19. A method, comprising:

connecting a storage reservoir comprising a vent filter to an assembly comprising an ultrafiltration filter element, and

providing an amount of water from a water supply source through the ultrafiltration filter element for deposition into the storage reservoir.

20. The method according to claim 19, further comprising depositing the amount of water into the storage reservoir from the ultrafiltration filter element.

21. The method according to claim 19, wherein the vent filter comprises at least one bi-directional hydrophobic membrane.

22. The method according to claim 19, wherein the vent filter is configured to pass air into and out of the storage reservoir.

23. The method according to claim 19, wherein the vent filter has a pore size substantially between 0.01 and 0.05 microns.

24. A water purification system, comprising:

means for outputting water at a pressure substantially between 1 and 8 pounds per square inch;

means for housing a filter element, wherein the means for housing are coupled to the means for outputting water;

means for storing an amount of water, wherein the means for storing are coupled to the means for outputting water; and

means for filtering air vented into and out of the means for storing.

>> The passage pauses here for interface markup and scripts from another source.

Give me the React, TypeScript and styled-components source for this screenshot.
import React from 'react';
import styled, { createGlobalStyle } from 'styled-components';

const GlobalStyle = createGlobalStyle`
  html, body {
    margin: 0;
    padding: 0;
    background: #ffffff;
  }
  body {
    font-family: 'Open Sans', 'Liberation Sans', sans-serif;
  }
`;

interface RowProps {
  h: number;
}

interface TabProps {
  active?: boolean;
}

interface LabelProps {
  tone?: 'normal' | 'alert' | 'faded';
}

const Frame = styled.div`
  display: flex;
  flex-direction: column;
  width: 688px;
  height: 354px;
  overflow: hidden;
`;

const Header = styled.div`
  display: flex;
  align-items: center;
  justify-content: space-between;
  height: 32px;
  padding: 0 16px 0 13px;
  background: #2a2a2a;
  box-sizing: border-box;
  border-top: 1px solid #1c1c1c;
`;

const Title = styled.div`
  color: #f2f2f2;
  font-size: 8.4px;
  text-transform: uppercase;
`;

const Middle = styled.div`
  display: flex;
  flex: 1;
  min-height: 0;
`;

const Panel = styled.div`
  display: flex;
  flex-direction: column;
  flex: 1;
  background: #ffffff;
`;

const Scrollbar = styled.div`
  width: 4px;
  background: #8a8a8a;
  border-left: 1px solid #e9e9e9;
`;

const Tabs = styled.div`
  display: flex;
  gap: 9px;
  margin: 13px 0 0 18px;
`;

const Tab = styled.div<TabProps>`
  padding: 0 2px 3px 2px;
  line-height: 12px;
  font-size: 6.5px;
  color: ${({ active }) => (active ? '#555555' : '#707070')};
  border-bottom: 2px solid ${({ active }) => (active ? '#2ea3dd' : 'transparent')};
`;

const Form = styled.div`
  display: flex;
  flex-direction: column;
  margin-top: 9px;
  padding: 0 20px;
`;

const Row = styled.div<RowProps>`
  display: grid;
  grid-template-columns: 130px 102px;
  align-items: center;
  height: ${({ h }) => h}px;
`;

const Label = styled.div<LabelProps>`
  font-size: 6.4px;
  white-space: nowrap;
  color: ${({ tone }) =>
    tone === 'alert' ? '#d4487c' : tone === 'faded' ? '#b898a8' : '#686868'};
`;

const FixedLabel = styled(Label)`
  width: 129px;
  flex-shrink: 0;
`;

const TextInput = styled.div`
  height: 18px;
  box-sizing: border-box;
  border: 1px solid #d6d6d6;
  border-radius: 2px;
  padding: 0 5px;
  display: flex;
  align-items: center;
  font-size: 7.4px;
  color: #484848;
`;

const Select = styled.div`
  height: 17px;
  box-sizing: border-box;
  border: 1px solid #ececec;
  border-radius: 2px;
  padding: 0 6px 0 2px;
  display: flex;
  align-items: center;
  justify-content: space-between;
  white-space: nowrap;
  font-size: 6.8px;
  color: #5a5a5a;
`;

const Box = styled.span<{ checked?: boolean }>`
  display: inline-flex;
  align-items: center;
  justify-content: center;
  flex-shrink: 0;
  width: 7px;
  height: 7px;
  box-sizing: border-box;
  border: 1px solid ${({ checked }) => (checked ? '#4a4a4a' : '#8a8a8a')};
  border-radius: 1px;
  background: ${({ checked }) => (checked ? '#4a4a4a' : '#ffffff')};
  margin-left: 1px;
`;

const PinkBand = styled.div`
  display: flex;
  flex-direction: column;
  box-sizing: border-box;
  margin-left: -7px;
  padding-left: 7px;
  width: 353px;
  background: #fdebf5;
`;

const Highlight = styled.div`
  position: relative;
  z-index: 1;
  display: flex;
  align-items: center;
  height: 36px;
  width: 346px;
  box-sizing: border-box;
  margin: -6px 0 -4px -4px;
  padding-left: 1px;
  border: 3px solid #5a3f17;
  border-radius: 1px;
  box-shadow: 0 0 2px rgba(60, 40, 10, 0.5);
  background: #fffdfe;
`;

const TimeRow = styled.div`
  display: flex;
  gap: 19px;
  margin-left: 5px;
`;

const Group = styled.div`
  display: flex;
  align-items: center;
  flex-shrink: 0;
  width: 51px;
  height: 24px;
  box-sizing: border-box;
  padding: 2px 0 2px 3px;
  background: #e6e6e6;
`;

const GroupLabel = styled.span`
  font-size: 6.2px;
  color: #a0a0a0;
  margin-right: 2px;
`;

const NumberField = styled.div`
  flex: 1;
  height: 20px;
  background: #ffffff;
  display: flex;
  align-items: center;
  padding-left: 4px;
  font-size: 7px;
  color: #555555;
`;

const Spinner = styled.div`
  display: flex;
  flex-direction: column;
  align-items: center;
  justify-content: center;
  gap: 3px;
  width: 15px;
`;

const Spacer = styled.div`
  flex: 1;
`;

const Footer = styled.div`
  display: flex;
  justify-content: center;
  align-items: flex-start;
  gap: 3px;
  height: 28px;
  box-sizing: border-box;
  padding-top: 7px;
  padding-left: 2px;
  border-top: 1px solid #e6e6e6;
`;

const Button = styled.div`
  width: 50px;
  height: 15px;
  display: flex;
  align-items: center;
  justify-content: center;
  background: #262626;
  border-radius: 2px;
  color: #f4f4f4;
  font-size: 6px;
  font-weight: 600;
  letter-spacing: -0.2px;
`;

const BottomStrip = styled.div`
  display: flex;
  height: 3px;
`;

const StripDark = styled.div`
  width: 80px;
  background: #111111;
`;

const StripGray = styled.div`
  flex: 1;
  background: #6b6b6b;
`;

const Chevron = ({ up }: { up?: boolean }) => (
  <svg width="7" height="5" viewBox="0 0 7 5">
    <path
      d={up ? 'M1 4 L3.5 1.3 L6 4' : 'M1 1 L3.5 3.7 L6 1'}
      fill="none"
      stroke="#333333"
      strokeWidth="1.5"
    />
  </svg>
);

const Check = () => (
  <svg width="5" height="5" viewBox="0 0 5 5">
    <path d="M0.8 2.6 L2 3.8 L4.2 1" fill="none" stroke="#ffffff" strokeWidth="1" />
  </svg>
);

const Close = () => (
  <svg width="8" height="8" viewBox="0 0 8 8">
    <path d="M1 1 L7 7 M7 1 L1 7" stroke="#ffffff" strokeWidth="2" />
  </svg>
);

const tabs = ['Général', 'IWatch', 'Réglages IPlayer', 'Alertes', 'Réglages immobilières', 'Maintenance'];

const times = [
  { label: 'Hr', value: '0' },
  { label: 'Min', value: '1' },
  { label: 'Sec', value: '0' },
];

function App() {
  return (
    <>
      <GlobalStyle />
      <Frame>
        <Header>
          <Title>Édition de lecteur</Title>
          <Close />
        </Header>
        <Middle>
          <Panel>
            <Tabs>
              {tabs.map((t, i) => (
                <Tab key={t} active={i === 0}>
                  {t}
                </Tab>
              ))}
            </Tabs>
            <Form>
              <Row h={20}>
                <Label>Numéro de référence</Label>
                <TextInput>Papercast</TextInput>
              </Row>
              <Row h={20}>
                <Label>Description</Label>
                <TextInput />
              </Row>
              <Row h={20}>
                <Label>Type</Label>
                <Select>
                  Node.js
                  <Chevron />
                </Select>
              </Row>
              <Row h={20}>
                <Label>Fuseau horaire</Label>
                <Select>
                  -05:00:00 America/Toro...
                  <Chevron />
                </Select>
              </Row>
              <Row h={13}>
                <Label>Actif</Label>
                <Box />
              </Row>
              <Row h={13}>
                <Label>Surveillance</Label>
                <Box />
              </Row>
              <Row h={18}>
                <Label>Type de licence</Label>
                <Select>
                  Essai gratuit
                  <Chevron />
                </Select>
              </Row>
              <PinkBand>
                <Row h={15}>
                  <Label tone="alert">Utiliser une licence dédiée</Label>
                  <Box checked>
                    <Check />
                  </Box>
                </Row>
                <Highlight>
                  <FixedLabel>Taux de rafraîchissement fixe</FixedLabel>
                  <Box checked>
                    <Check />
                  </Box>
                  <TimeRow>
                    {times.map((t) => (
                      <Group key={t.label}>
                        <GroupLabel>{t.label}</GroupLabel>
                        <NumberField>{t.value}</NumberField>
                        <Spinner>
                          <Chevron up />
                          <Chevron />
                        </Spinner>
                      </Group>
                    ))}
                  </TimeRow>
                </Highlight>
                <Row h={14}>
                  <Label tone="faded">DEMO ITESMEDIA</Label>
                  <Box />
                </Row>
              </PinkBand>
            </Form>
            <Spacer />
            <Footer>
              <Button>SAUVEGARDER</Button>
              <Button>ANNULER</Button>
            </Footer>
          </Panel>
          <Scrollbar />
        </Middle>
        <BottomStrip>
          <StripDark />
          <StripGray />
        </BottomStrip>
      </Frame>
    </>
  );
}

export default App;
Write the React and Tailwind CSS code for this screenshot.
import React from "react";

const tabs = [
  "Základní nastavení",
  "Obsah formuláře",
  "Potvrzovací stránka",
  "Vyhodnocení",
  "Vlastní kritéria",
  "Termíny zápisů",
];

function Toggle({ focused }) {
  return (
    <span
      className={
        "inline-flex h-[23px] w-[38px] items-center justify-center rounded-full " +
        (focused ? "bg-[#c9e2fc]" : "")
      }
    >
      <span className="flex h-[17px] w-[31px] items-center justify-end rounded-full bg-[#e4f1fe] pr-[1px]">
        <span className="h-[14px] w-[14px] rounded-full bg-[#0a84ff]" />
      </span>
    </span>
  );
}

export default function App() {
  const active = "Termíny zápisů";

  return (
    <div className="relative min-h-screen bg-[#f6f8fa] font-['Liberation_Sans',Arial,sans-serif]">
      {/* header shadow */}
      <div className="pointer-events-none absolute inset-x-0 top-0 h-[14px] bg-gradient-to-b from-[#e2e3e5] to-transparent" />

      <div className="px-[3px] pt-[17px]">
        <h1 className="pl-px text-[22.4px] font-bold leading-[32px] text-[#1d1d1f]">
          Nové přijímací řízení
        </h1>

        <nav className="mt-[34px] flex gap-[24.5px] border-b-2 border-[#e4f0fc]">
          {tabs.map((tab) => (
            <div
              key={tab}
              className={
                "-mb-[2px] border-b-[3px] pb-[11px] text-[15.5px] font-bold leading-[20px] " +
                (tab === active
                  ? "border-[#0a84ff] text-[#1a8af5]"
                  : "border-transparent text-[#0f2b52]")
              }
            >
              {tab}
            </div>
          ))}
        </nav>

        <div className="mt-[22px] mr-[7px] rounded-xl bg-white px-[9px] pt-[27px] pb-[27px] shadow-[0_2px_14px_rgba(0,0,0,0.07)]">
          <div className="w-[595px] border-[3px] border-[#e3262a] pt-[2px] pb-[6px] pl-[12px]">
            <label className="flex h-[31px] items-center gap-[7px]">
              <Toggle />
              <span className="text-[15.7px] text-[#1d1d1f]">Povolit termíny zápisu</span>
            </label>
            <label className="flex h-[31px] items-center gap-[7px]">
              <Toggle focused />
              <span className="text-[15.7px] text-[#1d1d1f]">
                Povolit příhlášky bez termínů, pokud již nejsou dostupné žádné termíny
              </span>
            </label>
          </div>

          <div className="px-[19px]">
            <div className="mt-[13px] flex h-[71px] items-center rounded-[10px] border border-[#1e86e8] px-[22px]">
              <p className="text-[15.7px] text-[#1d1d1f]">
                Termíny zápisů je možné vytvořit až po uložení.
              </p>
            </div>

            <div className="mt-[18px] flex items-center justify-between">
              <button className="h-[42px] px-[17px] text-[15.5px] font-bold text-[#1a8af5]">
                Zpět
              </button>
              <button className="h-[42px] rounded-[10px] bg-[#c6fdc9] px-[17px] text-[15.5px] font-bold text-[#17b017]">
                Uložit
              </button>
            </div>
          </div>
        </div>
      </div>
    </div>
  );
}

25. A water purification system, comprising:

a first pressure regulating device configured to output water at a pressure substantially between 10 and 20 pounds per square inch,

a second pressure regulating device configured to output water at a pressure substantially between 1 and 8 pounds per square inch;

at least one filtration element positioned between the first pressure regulating device and the second pressure regulating device;

an ultrafiltration membrane filter positioned between the first pressure regulating device and the second pressure regulating device;

a storage reservoir coupled to the second pressure regulating device, and configured to receive water output by at least the second pressure regulating device; and

a bi-directional hydrophobic membrane vent filter disposed substantially within an opening of the storage reservoir.